Written problem
Reproduce the material exactly, omitting nothing.
-- -- --
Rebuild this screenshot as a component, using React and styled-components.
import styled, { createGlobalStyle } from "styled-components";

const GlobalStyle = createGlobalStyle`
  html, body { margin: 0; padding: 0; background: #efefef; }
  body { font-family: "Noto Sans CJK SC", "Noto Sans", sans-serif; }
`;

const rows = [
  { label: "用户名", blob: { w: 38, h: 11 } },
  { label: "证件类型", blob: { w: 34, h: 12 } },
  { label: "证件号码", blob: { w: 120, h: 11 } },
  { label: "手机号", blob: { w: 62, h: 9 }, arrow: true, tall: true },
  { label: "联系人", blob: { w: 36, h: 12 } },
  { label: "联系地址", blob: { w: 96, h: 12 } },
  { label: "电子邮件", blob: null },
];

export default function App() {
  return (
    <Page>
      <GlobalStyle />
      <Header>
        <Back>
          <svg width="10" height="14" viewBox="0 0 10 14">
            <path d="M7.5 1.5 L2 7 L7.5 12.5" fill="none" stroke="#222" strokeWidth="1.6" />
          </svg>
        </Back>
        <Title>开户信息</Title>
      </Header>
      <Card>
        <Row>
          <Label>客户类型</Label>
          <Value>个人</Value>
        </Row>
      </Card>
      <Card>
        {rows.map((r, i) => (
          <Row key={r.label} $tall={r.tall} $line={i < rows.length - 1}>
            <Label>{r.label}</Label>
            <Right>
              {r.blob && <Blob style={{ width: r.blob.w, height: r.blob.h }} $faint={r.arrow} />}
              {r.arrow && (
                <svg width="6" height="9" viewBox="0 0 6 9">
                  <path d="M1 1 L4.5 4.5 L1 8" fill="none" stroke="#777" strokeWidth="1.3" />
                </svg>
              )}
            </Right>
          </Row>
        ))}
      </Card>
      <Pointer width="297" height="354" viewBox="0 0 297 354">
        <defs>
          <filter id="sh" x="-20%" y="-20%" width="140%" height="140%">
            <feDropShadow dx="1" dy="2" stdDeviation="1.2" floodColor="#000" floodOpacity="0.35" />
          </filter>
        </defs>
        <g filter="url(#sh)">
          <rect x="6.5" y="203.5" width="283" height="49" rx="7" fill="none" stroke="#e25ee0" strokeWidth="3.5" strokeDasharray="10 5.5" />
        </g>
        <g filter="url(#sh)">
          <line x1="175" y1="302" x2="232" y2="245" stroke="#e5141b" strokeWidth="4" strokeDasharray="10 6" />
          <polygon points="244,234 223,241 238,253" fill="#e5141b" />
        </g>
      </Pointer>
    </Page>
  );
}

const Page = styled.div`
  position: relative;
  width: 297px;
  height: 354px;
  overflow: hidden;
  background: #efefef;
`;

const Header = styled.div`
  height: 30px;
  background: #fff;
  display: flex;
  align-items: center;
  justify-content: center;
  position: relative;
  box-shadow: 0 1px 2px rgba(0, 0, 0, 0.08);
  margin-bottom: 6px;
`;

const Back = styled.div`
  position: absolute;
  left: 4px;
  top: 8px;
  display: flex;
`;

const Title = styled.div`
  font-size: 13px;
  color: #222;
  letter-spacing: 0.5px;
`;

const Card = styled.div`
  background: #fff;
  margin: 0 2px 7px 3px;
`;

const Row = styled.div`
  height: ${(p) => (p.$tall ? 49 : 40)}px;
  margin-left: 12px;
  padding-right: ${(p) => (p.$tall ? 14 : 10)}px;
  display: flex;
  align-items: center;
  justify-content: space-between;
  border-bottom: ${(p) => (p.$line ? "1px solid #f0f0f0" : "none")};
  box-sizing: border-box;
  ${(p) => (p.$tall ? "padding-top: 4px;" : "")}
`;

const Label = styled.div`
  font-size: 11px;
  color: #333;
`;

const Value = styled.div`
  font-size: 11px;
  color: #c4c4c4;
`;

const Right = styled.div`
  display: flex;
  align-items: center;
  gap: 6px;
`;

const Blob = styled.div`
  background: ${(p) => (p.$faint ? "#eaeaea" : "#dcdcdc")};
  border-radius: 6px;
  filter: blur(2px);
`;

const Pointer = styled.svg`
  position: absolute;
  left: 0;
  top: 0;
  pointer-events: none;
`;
-- -- --
Task response
Rebuild this screenshot as a component, using React and styled-components.
import styled, { createGlobalStyle } from "styled-components";

const GlobalStyle = createGlobalStyle`
  html, body { margin: 0; padding: 0; background: #efefef; }
  body { font-family: "Noto Sans CJK SC", "Noto Sans", sans-serif; }
`;

const rows = [
  { label: "用户名", blob: { w: 38, h: 11 } },
  { label: "证件类型", blob: { w: 34, h: 12 } },
  { label: "证件号码", blob: { w: 120, h: 11 } },
  { label: "手机号", blob: { w: 62, h: 9 }, arrow: true, tall: true },
  { label: "联系人", blob: { w: 36, h: 12 } },
  { label: "联系地址", blob: { w: 96, h: 12 } },
  { label: "电子邮件", blob: null },
];

export default function App() {
  return (
    <Page>
      <GlobalStyle />
      <Header>
        <Back>
          <svg width="10" height="14" viewBox="0 0 10 14">
            <path d="M7.5 1.5 L2 7 L7.5 12.5" fill="none" stroke="#222" strokeWidth="1.6" />
          </svg>
        </Back>
        <Title>开户信息</Title>
      </Header>
      <Card>
        <Row>
          <Label>客户类型</Label>
          <Value>个人</Value>
        </Row>
      </Card>
      <Card>
        {rows.map((r, i) => (
          <Row key={r.label} $tall={r.tall} $line={i < rows.length - 1}>
            <Label>{r.label}</Label>
            <Right>
              {r.blob && <Blob style={{ width: r.blob.w, height: r.blob.h }} $faint={r.arrow} />}
              {r.arrow && (
                <svg width="6" height="9" viewBox="0 0 6 9">
                  <path d="M1 1 L4.5 4.5 L1 8" fill="none" stroke="#777" strokeWidth="1.3" />
                </svg>
              )}
            </Right>
          </Row>
        ))}
      </Card>
      <Pointer width="297" height="354" viewBox="0 0 297 354">
        <defs>
          <filter id="sh" x="-20%" y="-20%" width="140%" height="140%">
            <feDropShadow dx="1" dy="2" stdDeviation="1.2" floodColor="#000" floodOpacity="0.35" />
          </filter>
        </defs>
        <g filter="url(#sh)">
          <rect x="6.5" y="203.5" width="283" height="49" rx="7" fill="none" stroke="#e25ee0" strokeWidth="3.5" strokeDasharray="10 5.5" />
        </g>
        <g filter="url(#sh)">
          <line x1="175" y1="302" x2="232" y2="245" stroke="#e5141b" strokeWidth="4" strokeDasharray="10 6" />
          <polygon points="244,234 223,241 238,253" fill="#e5141b" />
        </g>
      </Pointer>
    </Page>
  );
}

const Page = styled.div`
  position: relative;
  width: 297px;
  height: 354px;
  overflow: hidden;
  background: #efefef;
`;

const Header = styled.div`
  height: 30px;
  background: #fff;
  display: flex;
  align-items: center;
  justify-content: center;
  position: relative;
  box-shadow: 0 1px 2px rgba(0, 0, 0, 0.08);
  margin-bottom: 6px;
`;

const Back = styled.div`
  position: absolute;
  left: 4px;
  top: 8px;
  display: flex;
`;

const Title = styled.div`
  font-size: 13px;
  color: #222;
  letter-spacing: 0.5px;
`;

const Card = styled.div`
  background: #fff;
  margin: 0 2px 7px 3px;
`;

const Row = styled.div`
  height: ${(p) => (p.$tall ? 49 : 40)}px;
  margin-left: 12px;
  padding-right: ${(p) => (p.$tall ? 14 : 10)}px;
  display: flex;
  align-items: center;
  justify-content: space-between;
  border-bottom: ${(p) => (p.$line ? "1px solid #f0f0f0" : "none")};
  box-sizing: border-box;
  ${(p) => (p.$tall ? "padding-top: 4px;" : "")}
`;

const Label = styled.div`
  font-size: 11px;
  color: #333;
`;

const Value = styled.div`
  font-size: 11px;
  color: #c4c4c4;
`;

const Right = styled.div`
  display: flex;
  align-items: center;
  gap: 6px;
`;

const Blob = styled.div`
  background: ${(p) => (p.$faint ? "#eaeaea" : "#dcdcdc")};
  border-radius: 6px;
  filter: blur(2px);
`;

const Pointer = styled.svg`
  position: absolute;
  left: 0;
  top: 0;
  pointer-events: none;
`;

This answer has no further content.